Kunz makes the case that Christian culture is not a mood, a memory, or an atmosphere that can be revived by rhetoric. It is the downstream result of formation moving outward through households, churches, schools, customs, and public life. He argues that these realities do not operate in isolation. They either reinforce one another or hollow one another out. A church that does not form disciples cannot sustain strong families. Families that do not transmit discipline and reverence cannot strengthen schools or communities. Institutions that reward compromise will eventually punish conviction. When formation weakens upstream, collapse appears downstream.
The conclusion is simple: Christian culture will not be rebuilt by louder arguments, stronger branding, or nostalgia for a moral world that no longer exists. It will be rebuilt only where Christians are formed deeply enough to live under truth, where households and churches take formation seriously, and where enough institutions remain sturdy enough to reward what is good rather than sabotage it.
The culture does not become Christian because Christians talk about Christianity more. It becomes Christian when enough Christians, households, churches, and institutions are ordered by truth strongly enough to shape what a society loves, rewards, and passes on. —JCK
I. Introduction: The Shortcut That Cannot Work
One of the most dangerous fantasies in Christian life is the belief that Christian culture can be restored without Christian formation.
That fantasy has many forms. Sometimes it appears as political urgency. Sometimes it appears as nostalgia. Sometimes it appears as public moral language detached from private obedience. Sometimes it appears as a hunger for visible Christian influence without the slower, harder, humbling work of becoming the kind of people who can actually carry Christian truth into the world without bending it.
But whatever form it takes, the fantasy is the same: that the downstream can be repaired while the upstream remains thin.
It cannot.
Christian culture is not built by slogans. It is not sustained by branding. It does not survive because a society occasionally repeats Christian phrases, decorates itself with Christian symbols, or elects people who know how to talk about faith when the cameras are on. Christian culture is built by men and women who have been formed by truth deeply enough to live differently, build differently, raise children differently, worship differently, endure differently, govern themselves differently, and carry responsibility differently.
That is where culture begins.
Not in the headline.
Not in the speech.
Not in the platform.
In formation.
This is what too many Christians still do not understand. We keep trying to recover Christian culture at the level of public expression while neglecting the interior and institutional realities that made Christian culture possible in the first place. We want Christian results without Christian roots. We want moral stability without moral formation.

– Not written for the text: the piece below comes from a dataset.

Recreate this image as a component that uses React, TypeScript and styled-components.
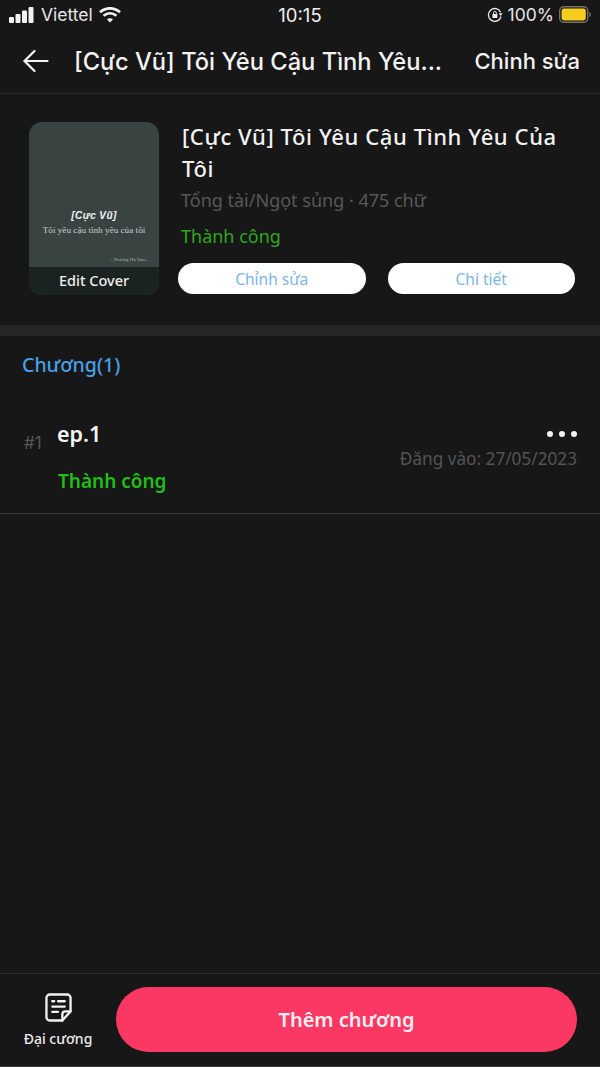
import React from "react";
import styled, { createGlobalStyle } from "styled-components";

const Global = createGlobalStyle`
  html, body { margin: 0; padding: 0; background: #171717; }
  * { box-sizing: border-box; }
  #root { width: 600px; height: 1067px; }
`;

const Page = styled.div`
  width: 600px;
  height: 1067px;
  display: flex;
  flex-direction: column;
  background: #171717;
  color: #fff;
  font-family: "Noto Sans", "Liberation Sans", sans-serif;
  overflow: hidden;
`;

const StatusBar = styled.div`
  height: 32px;
  flex: none;
  display: grid;
  grid-template-columns: 1fr auto 1fr;
  align-items: center;
  padding: 0 9px 3px 9px;
  font-family: Inter, "Liberation Sans", sans-serif;
  font-size: 17.5px;
  color: #e6e6e6;
`;
const StatusLeft = styled.div`
  display: flex;
  align-items: center;
  gap: 6px;
`;
const StatusRight = styled.div`
  display: flex;
  align-items: center;
  justify-content: flex-end;
  gap: 5px;
`;
const Clock = styled.div`
  font-size: 18.5px;
  color: #f0f0f0;
  font-weight: 400;
`;

const NavBar = styled.div`
  height: 62px;
  flex: none;
  display: flex;
  align-items: center;
  padding: 0 20px 3px 23px;
  border-bottom: 1px solid #2a2a2a;
  font-family: Inter, "Liberation Sans", sans-serif;
`;
const NavTitle = styled.div`
  flex: 1;
  margin-left: 25px;
  font-size: 23.7px;
  font-weight: 500;
  white-space: nowrap;
  color: #f2f2f2;
`;
const NavAction = styled.div`
  font-size: 22px;
  font-weight: 500;
  color: #f2f2f2;
`;

const BookSection = styled.section`
  height: 242px;
  flex: none;
  display: flex;
  padding: 28px 25px 0 29px;
  border-bottom: 11px solid #262626;
`;
const Cover = styled.div`
  width: 130px;
  height: 173px;
  flex: none;
  border-radius: 13px;
  overflow: hidden;
  background: #394442;
  display: flex;
  flex-direction: column;
`;
const CoverArt = styled.div`
  flex: 1;
  display: flex;
  flex-direction: column;
  padding-top: 88px;
  font-family: "Liberation Serif", serif;
  text-align: center;
`;
const CoverHeading = styled.div`
  font-family: "Liberation Sans", sans-serif;
  font-size: 10px;
  font-weight: 700;
  font-style: italic;
  letter-spacing: 0.4px;
  color: #f4f4f4;
`;
const CoverSub = styled.div`
  margin-top: 4px;
  font-size: 9.2px;
  color: #c9cdcb;
  white-space: nowrap;
`;
const CoverCredit = styled.div`
  margin-top: 22px;
  padding-right: 10px;
  font-size: 5px;
  text-align: right;
  color: #b0b5b3;
`;
const EditBand = styled.div`
  height: 28px;
  flex: none;
  padding-bottom: 2px;
  background: #1b2321;
  font-size: 14.5px;
  font-weight: 500;
  color: #efefef;
  display: flex;
  align-items: center;
  justify-content: center;
`;
const BookInfo = styled.div`
  flex: 1;
  min-width: 0;
  margin-left: 19px;
  margin-top: -2px;
  display: flex;
  flex-direction: column;
`;
const BookTitle = styled.div`
  padding-left: 4px;
  font-size: 22px;
  letter-spacing: 0.6px;
  line-height: 32px;
  font-weight: 500;
  color: #f2f2f2;
`;
const BookMeta = styled.div`
  margin-top: 2px;
  padding-left: 3px;
  font-size: 18px;
  line-height: 28px;
  color: #585858;
`;
const BookStatus = styled.div`
  margin-top: 8px;
  padding-left: 3px;
  font-size: 18px;
  line-height: 28px;
  color: #2fa81c;
`;
const ButtonRow = styled.div`
  margin-top: 13px;
  display: flex;
  gap: 22px;
`;
const PillButton = styled.div`
  width: 187.5px;
  height: 31px;
  border-radius: 16px;
  background: #fff;
  color: #7eb6e6;
  font-size: 15.5px;
  display: flex;
  align-items: center;
  justify-content: center;
`;

const ChapterSection = styled.section`
  flex: 1;
  display: flex;
  flex-direction: column;
`;
const ChapterHeading = styled.div`
  padding: 15px 0 0 22px;
  font-size: 19.5px;
  line-height: 28px;
  font-weight: 500;
  color: #4a9fe6;
`;
const ChapterRow = styled.div`
  margin-top: 30px;
  height: 105px;
  display: flex;
  padding: 0 23px 0 24px;
  border-bottom: 1px solid #3a3a3a;
`;
const ChapterIndex = styled.div`
  width: 33px;
  flex: none;
  padding-top: 23px;
  font-size: 17px;
  line-height: 22px;
  color: #555;
  font-family: Inter, sans-serif;
`;
const ChapterMain = styled.div`
  flex: 1;
  display: flex;
  flex-direction: column;
`;
const ChapterName = styled.div`
  font-size: 21.5px;
  line-height: 30px;
  padding-top: 10px;
  box-sizing: content-box;
  font-weight: 600;
  color: #f4f4f4;
`;
const ChapterStatus = styled.div`
  margin-top: 18px;
  padding-left: 1px;
  font-size: 19px;
  line-height: 28px;
  font-weight: 600;
  color: #1fbf17;
`;
const ChapterSide = styled.div`
  display: flex;
  flex-direction: column;
  align-items: flex-end;
`;
const Dots = styled.div`
  display: flex;
  gap: 6px;
  margin-top: 22px;
`;
const Dot = styled.span`
  width: 6px;
  height: 6px;
  border-radius: 50%;
  background: #f2f2f2;
`;
const ChapterDate = styled.div`
  margin-top: 10px;
  font-size: 17.2px;
  line-height: 24px;
  color: #545454;
  font-family: "Noto Sans", sans-serif;
`;

const BottomBar = styled.footer`
  height: 94px;
  flex: none;
  display: flex;
  align-items: flex-start;
  padding: 13px 23px 0 23px;
  border-top: 1px solid #2c2c2c;
  border-bottom: 1px solid #383838;
`;
const OutlineTab = styled.div`
  width: 70px;
  flex: none;
  display: flex;
  flex-direction: column;
  align-items: center;
  font-size: 14px;
  font-weight: 500;
  color: #ececec;
  padding-top: 6px;
  white-space: nowrap;
`;
const OutlineLabel = styled.span`
  margin-top: 7px;
  line-height: 20px;
`;
const AddButton = styled.div`
  margin-left: 23px;
  width: 461px;
  height: 65px;
  border-radius: 33px;
  background: #fb3764;
  color: #fbeef1;
  font-size: 20px;
  font-weight: 600;
  display: flex;
  align-items: center;
  justify-content: center;
`;

const Signal = () => (
  <svg width="26" height="16" viewBox="0 0 26 16" fill="#f2f2f2">
    <rect x="0" y="10" width="5" height="6" rx="1" />
    <rect x="6.5" y="7" width="5" height="9" rx="1" />
    <rect x="13" y="3.5" width="5" height="12.5" rx="1" />
    <rect x="19.5" y="0" width="5" height="16" rx="1" />
  </svg>
);
const Wifi = () => (
  <svg width="22" height="16" viewBox="0 0 22 16" fill="none" stroke="#f2f2f2" strokeWidth="2.7">
    <path d="M1 5.2C6.8 0 15.2 0 21 5.2" />
    <path d="M4.6 8.8C8.4 5.6 13.6 5.6 17.4 8.8" />
    <path d="M11 15.6L7.9 12.2C9.8 10.8 12.2 10.8 14.1 12.2Z" fill="#f2f2f2" stroke="none" />
  </svg>
);
const RotationLock = () => (
  <svg width="16" height="16" viewBox="0 0 16 16" fill="none">
    <path d="M13.6 5.2A6.4 6.4 0 1 0 14 9.5" stroke="#ededed" strokeWidth="1.3" />
    <path d="M11.6 6.2L15.6 6.2L13.8 8.9Z" fill="#ededed" />
    <rect x="5.4" y="7" width="5" height="4" rx="0.7" fill="#ededed" />
    <path d="M6.5 7V5.8A1.4 1.4 0 0 1 9.3 5.8V7" stroke="#ededed" strokeWidth="1" />
  </svg>
);
const Battery = () => (
  <svg width="32" height="17" viewBox="0 0 32 17">
    <rect x="0.7" y="0.7" width="28" height="15.6" rx="4" fill="none" stroke="#77706a" strokeWidth="1.4" />
    <rect x="2.6" y="2.6" width="24.2" height="11.8" rx="2.4" fill="#f6cd1c" />
    <path d="M30.4 6v5c.9-.3 1.5-1.4 1.5-2.5S31.3 6.3 30.4 6z" fill="#77706a" />
  </svg>
);
const BackArrow = () => (
  <svg width="26" height="24" viewBox="0 0 26 24" fill="none" stroke="#f4f4f4" strokeWidth="2.2" strokeLinecap="round" strokeLinejoin="round">
    <path d="M1.5 12H24.5" />
    <path d="M11.5 2L1.5 12L11.5 22" />
  </svg>
);
const OutlineIcon = () => (
  <svg width="27" height="29" viewBox="0 0 28 30" fill="none" stroke="#f2f2f2" strokeWidth="2.4" strokeLinecap="round" strokeLinejoin="round">
    <path d="M5 1.5H23A3.5 3.5 0 0 1 26.5 5V19L18 28.5H5A3.5 3.5 0 0 1 1.5 25V5A3.5 3.5 0 0 1 5 1.5Z" />
    <path d="M26.5 19H21A3 3 0 0 0 18 22V28.5" />
    <path d="M7.5 8.5H9.5M13.5 8.5H20.5M7.5 14H20.5M7.5 19.5H13.5" />
  </svg>
);

export default function App() {
  return (
    <Page>
      <Global />
      <StatusBar>
        <StatusLeft>
          <Signal />
          <span>Viettel</span>
          <Wifi />
        </StatusLeft>
        <Clock>10:15</Clock>
        <StatusRight>
          <RotationLock />
          <span>100%</span>
          <Battery />
        </StatusRight>
      </StatusBar>
      <NavBar>
        <BackArrow />
        <NavTitle>[Cực Vũ] Tôi Yêu Cậu Tình Yêu...</NavTitle>
        <NavAction>Chỉnh sửa</NavAction>
      </NavBar>
      <BookSection>
        <Cover>
          <CoverArt>
            <CoverHeading>[Cực Vũ]</CoverHeading>
            <CoverSub>Tôi yêu cậu tình yêu của tôi</CoverSub>
            <CoverCredit>...Trương Hà Dao...</CoverCredit>
          </CoverArt>
          <EditBand>Edit Cover</EditBand>
        </Cover>
        <BookInfo>
          <BookTitle>[Cực Vũ] Tôi Yêu Cậu Tình Yêu Của Tôi</BookTitle>
          <BookMeta>Tổng tài/Ngọt sủng · 475 chữ</BookMeta>
          <BookStatus>Thành công</BookStatus>
          <ButtonRow>
            <PillButton>Chỉnh sửa</PillButton>
            <PillButton>Chi tiết</PillButton>
          </ButtonRow>
        </BookInfo>
      </BookSection>
      <ChapterSection>
        <ChapterHeading>Chương(1)</ChapterHeading>
        <ChapterRow>
          <ChapterIndex>#1</ChapterIndex>
          <ChapterMain>
            <ChapterName>ep.1</ChapterName>
            <ChapterStatus>Thành công</ChapterStatus>
          </ChapterMain>
          <ChapterSide>
            <Dots>
              <Dot />
              <Dot />
              <Dot />
            </Dots>
            <ChapterDate>Đăng vào: 27/05/2023</ChapterDate>
          </ChapterSide>
        </ChapterRow>
      </ChapterSection>
      <BottomBar>
        <OutlineTab>
          <OutlineIcon />
          <OutlineLabel>Đại cương</OutlineLabel>
        </OutlineTab>
        <AddButton>Thêm chương</AddButton>
      </BottomBar>
    </Page>
  );
}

We want civilizational inheritance without the disciplines that could sustain it.
That is not a strategy. It is a wish.
And wishes do not build cultures.
II. Christian Culture Is Not an Atmosphere You Can Fake
A Christian culture is not merely a society where people use religious vocabulary. It is not a place where Christian references survive as decoration after Christian truth has already been emptied out. And it is certainly not a culture held together by vague moral memory after the habits and structures that once formed that morality have been abandoned.

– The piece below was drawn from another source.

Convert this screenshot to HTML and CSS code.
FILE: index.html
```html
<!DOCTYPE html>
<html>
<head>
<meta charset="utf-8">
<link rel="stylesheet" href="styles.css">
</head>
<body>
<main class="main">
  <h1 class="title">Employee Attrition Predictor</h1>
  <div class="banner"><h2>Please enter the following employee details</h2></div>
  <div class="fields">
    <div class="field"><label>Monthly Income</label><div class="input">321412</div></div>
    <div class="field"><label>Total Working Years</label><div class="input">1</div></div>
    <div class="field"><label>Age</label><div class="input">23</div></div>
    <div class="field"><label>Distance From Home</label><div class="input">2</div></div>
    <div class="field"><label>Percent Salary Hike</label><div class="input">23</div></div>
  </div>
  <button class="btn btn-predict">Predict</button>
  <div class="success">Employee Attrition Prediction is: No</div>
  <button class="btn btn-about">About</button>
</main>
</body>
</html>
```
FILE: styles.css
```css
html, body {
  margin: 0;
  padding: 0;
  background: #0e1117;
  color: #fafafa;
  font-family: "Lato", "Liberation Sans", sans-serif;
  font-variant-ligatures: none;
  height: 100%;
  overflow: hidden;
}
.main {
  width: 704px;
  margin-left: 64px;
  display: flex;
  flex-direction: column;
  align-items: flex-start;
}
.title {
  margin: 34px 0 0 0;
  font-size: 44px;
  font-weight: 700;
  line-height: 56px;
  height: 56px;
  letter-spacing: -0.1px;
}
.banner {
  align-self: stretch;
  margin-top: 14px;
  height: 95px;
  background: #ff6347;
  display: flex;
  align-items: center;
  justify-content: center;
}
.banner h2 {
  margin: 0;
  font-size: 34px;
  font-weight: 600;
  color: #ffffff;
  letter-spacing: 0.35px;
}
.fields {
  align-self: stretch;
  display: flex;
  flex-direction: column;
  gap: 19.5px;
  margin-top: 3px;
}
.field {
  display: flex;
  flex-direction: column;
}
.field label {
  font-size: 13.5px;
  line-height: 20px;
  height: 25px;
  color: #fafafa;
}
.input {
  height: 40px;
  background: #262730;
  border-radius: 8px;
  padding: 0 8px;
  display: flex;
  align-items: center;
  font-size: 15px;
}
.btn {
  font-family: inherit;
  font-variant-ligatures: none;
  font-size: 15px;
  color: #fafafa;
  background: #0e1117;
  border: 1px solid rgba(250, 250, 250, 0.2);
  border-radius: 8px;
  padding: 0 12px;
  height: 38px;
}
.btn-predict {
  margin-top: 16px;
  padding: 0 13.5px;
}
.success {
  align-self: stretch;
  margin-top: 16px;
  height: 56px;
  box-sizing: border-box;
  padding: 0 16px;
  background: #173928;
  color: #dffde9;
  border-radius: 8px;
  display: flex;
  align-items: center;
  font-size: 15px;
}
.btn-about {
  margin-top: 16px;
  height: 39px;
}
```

Christian culture is what happens when Christian truth becomes embodied.
It becomes embodied in persons first. Then in marriages. Then in homes. Then in churches. Then in schools, customs, institutions, neighborhoods, and civic life. It shapes what a people honors and what it condemns. It shapes what children are taught to revere and what adults are expected to restrain. It shapes what a society rewards, what it laughs at, what it punishes, what it protects, and what it is willing to sacrifice for.
That is why Christian culture cannot be faked for long.

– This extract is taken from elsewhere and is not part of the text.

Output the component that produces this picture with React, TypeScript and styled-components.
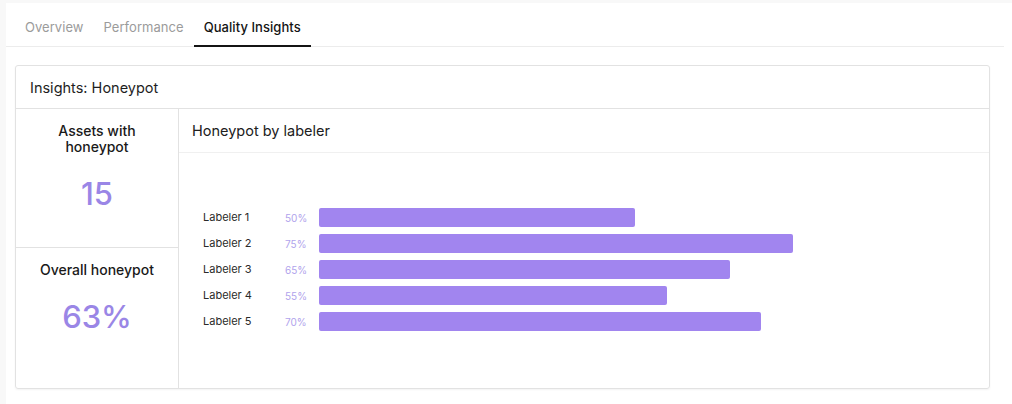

A society may keep Christian language long after it has lost Christian discipline. It may keep Christian symbols long after it has lost Christian moral seriousness. It may keep Christian memory long after it has lost Christian obedience. But once those deeper realities erode, the symbols remain only as props. The atmosphere lingers for a season, but the inner structure is already giving way.
This is where many cultural conservatives become confused. They see the visible collapse and respond with public reaction. They notice the decay of standards, institutions, and civic order, and they assume the solution must also be public and immediate. More arguments. More outrage. More political intensity. More declarations about what the culture once was.
But cultures do not collapse only in public. They collapse in homes, habits, churches, schools, and souls long before they collapse in headlines.
And they are not rebuilt merely by reversing the headlines.
They are rebuilt by restoring the formative realities underneath them.
III. Unformed Christians Cannot Sustain Formed Institutions
This is the hard truth many people want to skip.
Unformed Christians cannot sustain Christian institutions for long.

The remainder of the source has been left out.